Understanding bot traffic is critical for website security and performance. Not every bot that hits your server is malicious, but failing to distinguish between good and bad bots can leave your site vulnerable to abuse or cause you to accidentally block legitimate services.
Good Bots
Good bots perform useful functions that benefit website owners and the broader internet ecosystem. The most common examples include:
- Search engine crawlers. Bots like Googlebot, Bingbot, and DuckDuckBot index your pages so they appear in search results. Blocking these bots means your site disappears from search engines.
- Uptime and performance monitors. Monitoring services send bots to check whether your site is online, measure response times, and alert you to outages. These bots help you maintain reliability.

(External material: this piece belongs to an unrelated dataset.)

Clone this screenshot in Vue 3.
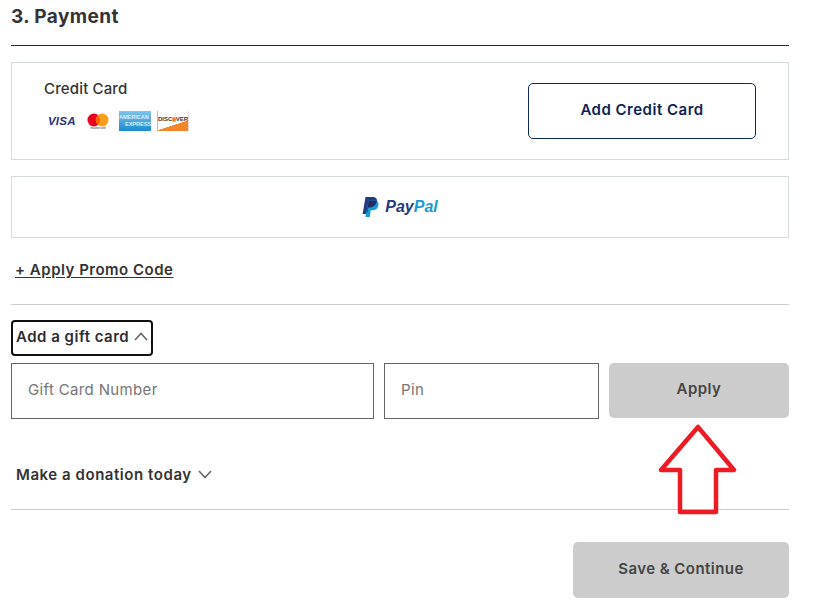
<script setup>
</script>

<template>
  <div class="page">
    <h2 class="title">3. Payment</h2>
    <div class="box card-box">
      <div class="card-info">
        <div class="card-label">Credit Card</div>
        <div class="logos">
          <span class="visa">VISA</span>
          <span class="mc">
            <svg width="22" height="14" viewBox="0 0 24 15">
              <circle cx="7.500" cy="7.500" r="7" fill="#eb001b" />
              <circle cx="16.500" cy="7.500" r="7" fill="#f79e1b" />
              <path d="M12 2.300a7 7 0 0 1 0 10.400a7 7 0 0 1 0-10.400z" fill="#ff5f00" />
            </svg>
            <span class="mc-text">mastercard</span>
          </span>
          <span class="amex"><span>AMERICAN</span><span class="amex-2">EXPRESS</span></span>
          <span class="discover">
            <span class="disc-text">DISC<i class="dot"></i>VER</span>
          </span>
        </div>
      </div>
      <button class="btn-outline">Add Credit Card</button>
    </div>
    <div class="box paypal-box">
      <svg width="17" height="20" viewBox="0 0 17 20">
        <path d="M3.500 0h6.500C14 0 15.600 2 15 5c-.7 3.600-3.200 5.400-6.600 5.400H6.300L5.200 17H.6z" fill="#253b80" />
        <path d="M6.500 3.500h6c3 0 4.500 1.800 3.900 4.700c-.6 3.200-2.800 5-5.900 5H8.700L7.800 20H3.400z" fill="#179bd7" />
        <path d="M6.500 3.500h6c1 0 1.700.2 2.400.6c-.8 3.900-3.300 6.300-6.500 6.300H6.300L5.500 15H4.900z" fill="#222d65" />
      </svg>
      <span class="pp"><b class="pp-a">Pay</b><b class="pp-b">Pal</b></span>
    </div>
    <a class="promo">+ Apply Promo Code</a>
    <hr class="rule" />
    <div class="toggle focused">
      <span>Add a gift card</span>
      <svg width="14" height="9" viewBox="0 0 14 9"><path d="M1 8l6-6.500 6 6.500" fill="none" stroke="#666" stroke-width="1.600" /></svg>
    </div>
    <div class="gift-row">
      <div class="field number">Gift Card Number</div>
      <div class="field pin">Pin</div>
      <button class="btn-grey apply">Apply</button>
    </div>
    <div class="toggle donate">
      <span>Make a donation today</span>
      <svg width="14" height="9" viewBox="0 0 14 9"><path d="M1 1l6 6.500 6-6.500" fill="none" stroke="#666" stroke-width="1.600" /></svg>
    </div>
    <hr class="rule rule-low" />
    <div class="actions">
      <button class="btn-grey save">Save &amp; Continue</button>
    </div>
    <svg class="arrow" width="86" height="96" viewBox="0 0 86 96">
      <path d="M41 3L77 46H59V88H23V46H4z" fill="none" stroke="#ed1c24" stroke-width="4.500" stroke-linejoin="round" />
    </svg>
  </div>
</template>

<style>
html, body { margin: 0; background: #fff; }
</style>

<style scoped>
.page {
  position: relative;
  width: 778px;
  height: 610px;
  margin-left: 11px;
  font-family: Inter, "Liberation Sans", sans-serif;
  color: #333;
}
.title {
  margin: 0;
  box-sizing: border-box;
  height: 46px;
  padding-top: 5px;
  font-size: 19px;
  line-height: 24px;
  font-weight: 700;
  letter-spacing: 0.4px;
  border-bottom: 1px solid #1c2a4a;
}
.box {
  box-sizing: border-box;
  border: 1px solid #d5dada;
  display: flex;
  align-items: center;
}
.card-box {
  margin-top: 16px;
  height: 98px;
  padding: 0 32px;
  justify-content: space-between;
}
.card-info { display: flex; flex-direction: column; padding-bottom: 12px; }
.card-label { font-size: 15px; font-weight: 500; line-height: 20px; letter-spacing: 0.15px; color: #333; }
.logos { display: flex; align-items: center; margin-top: 12px; height: 20px; }
.visa {
  font: italic 700 11.500px "Liberation Sans", sans-serif;
  color: #26337a;
  width: 26px;
  margin-left: 4px;
  letter-spacing: 0.2px;
}
.mc {
  margin-left: 12px;
  display: flex;
  flex-direction: column;
  align-items: center;
  width: 24px;
  height: 20px;
}
.mc svg { display: block; margin-top: 2px; }
.mc-text { font: 3px/3px "Liberation Sans", sans-serif; color: #333; white-space: nowrap; }
.amex {
  margin-left: 9px;
  width: 32px;
  height: 20px;
  background: linear-gradient(180deg, #7ec4ec, #1a8ad0);
  color: #d8f0fc;
  font: 700 5.500px/7px "Liberation Sans", sans-serif;
  display: flex;
  flex-direction: column;
  justify-content: center;
  white-space: nowrap;
  overflow: hidden;
}
.amex-2 { text-align: right; }
.discover {
  margin-left: 6px;
  box-sizing: border-box;
  width: 32px;
  height: 20px;
  border-left: 1px solid #bbb;
  border-right: 1px solid #ddd;
  background: linear-gradient(162deg, #fff 64%, #f4862a 65%);
  padding-top: 5px;
  overflow: hidden;
}
.disc-text { font: 700 6px/7px "Liberation Sans", sans-serif; color: #333; white-space: nowrap; display: flex; align-items: center; justify-content: center; }
.dot { width: 5px; height: 5px; border-radius: 50%; background: #f4862a; display: inline-block; }
.btn-outline {
  width: 228px;
  height: 56px;
  padding: 0 0 4px;
  background: #fff;
  border: 1px solid #0b2a5b;
  border-radius: 5px;
  font: 600 15px Inter, sans-serif;
  letter-spacing: 0.5px;
  color: #0b2355;
}
.paypal-box {
  margin-top: 16px;
  height: 62px;
  justify-content: center;
  gap: 6px;
}
.pp { font: italic 700 16px "Liberation Sans", sans-serif; }
.pp-a { color: #253b80; }
.pp-b { color: #179bd7; }
.promo {
  display: block;
  margin: 23px 0 0 4px;
  height: 18px;
  font-size: 15px;
  line-height: 18px;
  font-weight: 600;
  letter-spacing: 0.5px;
  color: #333;
  text-decoration: underline;
  text-underline-offset: 2px;
}
.rule { margin: 25px 0 0; border: 0; border-top: 1px solid #ccc; height: 0; }
.toggle {
  display: flex;
  align-items: center;
  gap: 5px;
  font-size: 15px;
  font-weight: 600;
  letter-spacing: 0.5px;
  color: #333;
  height: 36px;
  box-sizing: border-box;
}
.focused {
  margin-top: 15px;
  width: 142px;
  border: 2px solid #111;
  border-radius: 4px;
  padding: 0 0 3px 3px;
  color: #2c2c33;
}
.gift-row { display: flex; gap: 10px; margin-top: 7px; height: 56px; }
.field {
  box-sizing: border-box;
  border: 1px solid #666;
  display: flex;
  align-items: center;
  padding: 0 0 3px 16px;
  font-size: 15px;
  letter-spacing: 0.35px;
  color: #757575;
}
.number { width: 363px; }
.pin { width: 215px; }
.btn-grey {
  border: 0;
  background: #ccc;
  border-radius: 5px;
  padding: 0 0 4px;
  font: 600 15px Inter, sans-serif;
  letter-spacing: 0.45px;
  color: #444;
}
.apply { width: 180px; height: 55px; }
.donate { margin-top: 38px; padding: 0 5px 2px; gap: 6px; letter-spacing: 0.55px; }
.rule-low { margin-top: 16px; }
.actions { display: flex; justify-content: flex-end; margin-top: 32px; }
.save { width: 216px; height: 56px; }
.arrow { position: absolute; left: 646px; top: 424px; }
</style>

- Security scanners. Vulnerability scanners and security auditing tools crawl your site to identify misconfigurations, outdated software, or exposed data before attackers find them.
- Feed fetchers. RSS readers and content aggregators use bots to pull updated content from your site and deliver it to subscribers.
- SEO tools. Services like Ahrefs, Moz, and Semrush crawl sites to provide backlink analysis, keyword tracking, and site audit data.
Bad Bots
Bad bots are designed to exploit websites, steal data, or disrupt services. They are a constant threat to any site exposed to the internet:
- Scrapers. Content scraping bots copy your text, pricing data, product listings, or other proprietary content for use on competing sites or for data resale.
- Credential stuffing bots. These bots take leaked username and password combinations from data breaches and test them against your login forms at scale, attempting to take over accounts. This is closely related to brute force attacks.
- DDoS bots. Botnets — networks of compromised devices running malicious bots — are the primary tool behind distributed denial-of-service attacks, including application-layer DDoS floods that mimic legitimate traffic.
- Spam bots. These bots fill out contact forms, comment sections, and registration pages with junk content or phishing links.
- Vulnerability scanners (malicious). Attackers use automated scanners to probe your site for known vulnerabilities, open ports, and misconfigurations they can exploit.
Bot Detection Methods
Identifying bot traffic requires a layered approach because sophisticated bots are designed to mimic human behavior:
- User-agent analysis. Checking the user-agent string is a basic first step — many bots identify themselves, but malicious bots often spoof legitimate user agents.
- Rate limiting. Bots typically make requests far faster than humans. Flagging or throttling IPs that exceed normal request rates helps catch automated traffic.
- Behavioral analysis. Tracking mouse movements, scroll patterns, keystrokes, and session behavior can distinguish bots from real users.
- Challenge-based detection. CAPTCHAs and JavaScript challenges force clients to prove they are running a real browser, which blocks many headless bots.
- Fingerprinting. Examining HTTP headers, TLS signatures, and browser capabilities can reveal inconsistencies that indicate automated tools.
Bot Management
Effective bot management is not about blocking all bots — it is about allowing good bots while stopping bad ones. A web application firewall (WAF) is one of the most effective tools for this, as it can inspect incoming requests in real time and apply rules to filter malicious bot traffic before it reaches your application. Combined with rate limiting, IP reputation lists, and behavioral analysis, a WAF gives you granular control over which bots can access your site and which are blocked.